Ouvrir le Bardo et revivre

1er avril 2015

Textes et photos : Romain Ledroit

Moins d’une semaine après l’attentat au musée du Bardo à Tunis, la cérémonie de réouverture est l’occasion pour toutes et tous de faire place à l’avenir et soutenir la Tunisie de la démocratie.
La pluie bat le pavé, après les manifestants. Les drapeaux de la marche inaugurale du Forum Social Mondial de cet après-midi sont repliés ; le metro se meut lentement sur les rails, vers le centre-ville.
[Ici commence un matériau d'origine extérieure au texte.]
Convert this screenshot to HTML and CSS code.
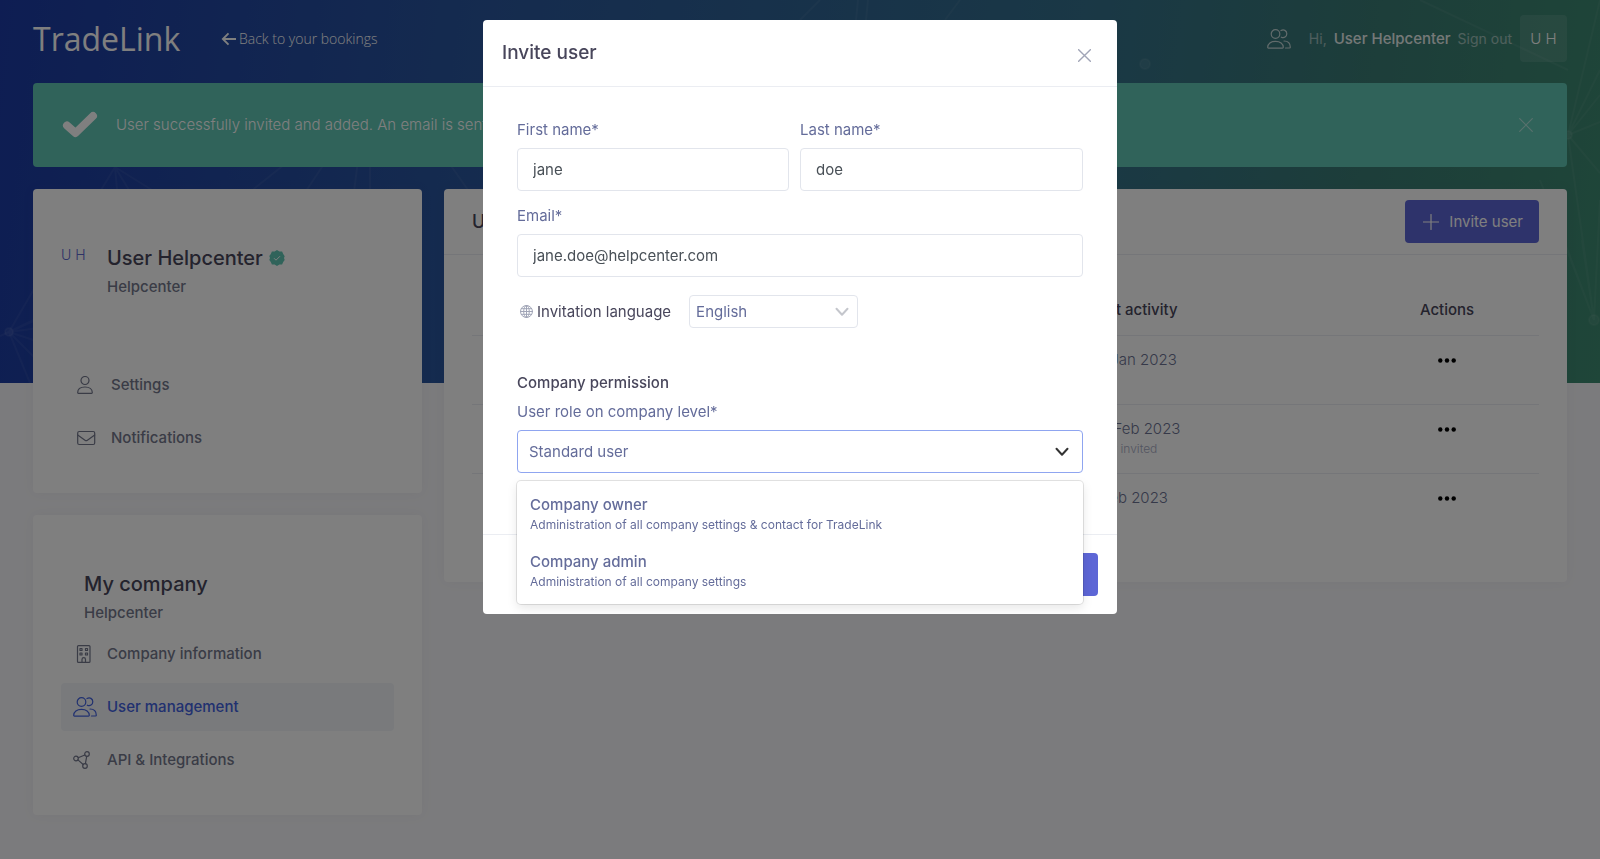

La nuit tombe sur le musée du Bardo le 24 mars 2015, jour de la réouverture au public suite à l’attentat du 18 mars dernier.
Les informations étaient pourtant contradictoires. La réouverture de ce poumon historique et culturel de Tunis était sujette à controverse. En témoignent les cagoules et fusils des gardes armés, le fil barbelé longeant la route menant au Bardo, tout cela sous une pluie torrentielle qui s’abat sur Tunis en cette soirée du 24 mars. Dans la nuit tombante, le musée – d’un blanc immaculé sous les projecteurs – se veut phare : tout autant pour le peuple Tunisien que pour les nombreux participants au Forum Social.
Le monde est à Tunis
De l’hommage et du symbole. Ce nouveau souffle après la tempête se devait d’être exceptionnel. Orchestre de musique classique, discours et danse contemporaine jalonnent la soirée du recueillement. Depuis les marches, à l’intérieur du musée, une dizaine de jeunes danseurs s’affairent aux derniers préparatifs. La cohue couvre les voix, mais pas les sourires. Immobiles, au centre du musée, chacun porte un drapeau en hommage aux victimes britanniques, allemandes, japonaises, tunisiennes... qu’on se le dise, le monde est à Tunis, bien au-delà des murs de l’incontournable Université d’ El Manar.
Le groupe de danseurs - mosaïque de visages saisissante - contraste avec les nombreux invités, téléphone au poing, qui se faufilent pour immortaliser l’instant. Subitement, vient la musique ; criarde et saturée, excessive, mais c’est sans doute de circonstances. On délaisse les violons du classique pour les synthétiseurs. À ce moment précis, les drapeaux virevoltent dans l’ambiance électrique du Bardo ; les danseurs se ruent dans l’escalier, comme prêts à embrasser la foule avant de remonter les marches dans un va-et-vient aux limites de la chorégraphie. Tout est dans l’énergie. Les derniers curieux rejoignent cette communion de regards et de tweets, de photos et d’émotions.
Pas de place pour la violence
« Personne ne va nous arrêter. Notre pays est plus fort, notre peuple est plus fort. » Elle en aurait les larmes aux yeux. La mère d’une des danseuses se tourne vers l’avenir. Pour elle, l’attentat ne fait que renforcer l’identité d’un « petit pays avec une grande histoire ». Son souhait : une Tunisie libre et moderne, qui continue de rayonner pour le Maghreb et la communauté orientale. Le verbe est bref, mais la remarque essentielle : il n’y aura jamais de place pour les kalachnikovs et les grenades dans ce pays.
En haut d’un autre escalier, un petit drapeau tunisien lui aussi s’agite. Celui d’un jeune garçon, vêtu du costume traditionnel, qui décide de faire sa cérémonie. Loin des téléphones et des fastes de ce recueillement hautement symbolique, il restera son air espiègle et son sourire. Conscient de ce drame, mais bien là, debout, avec de la suite dans les idées. Vive la Tunisie.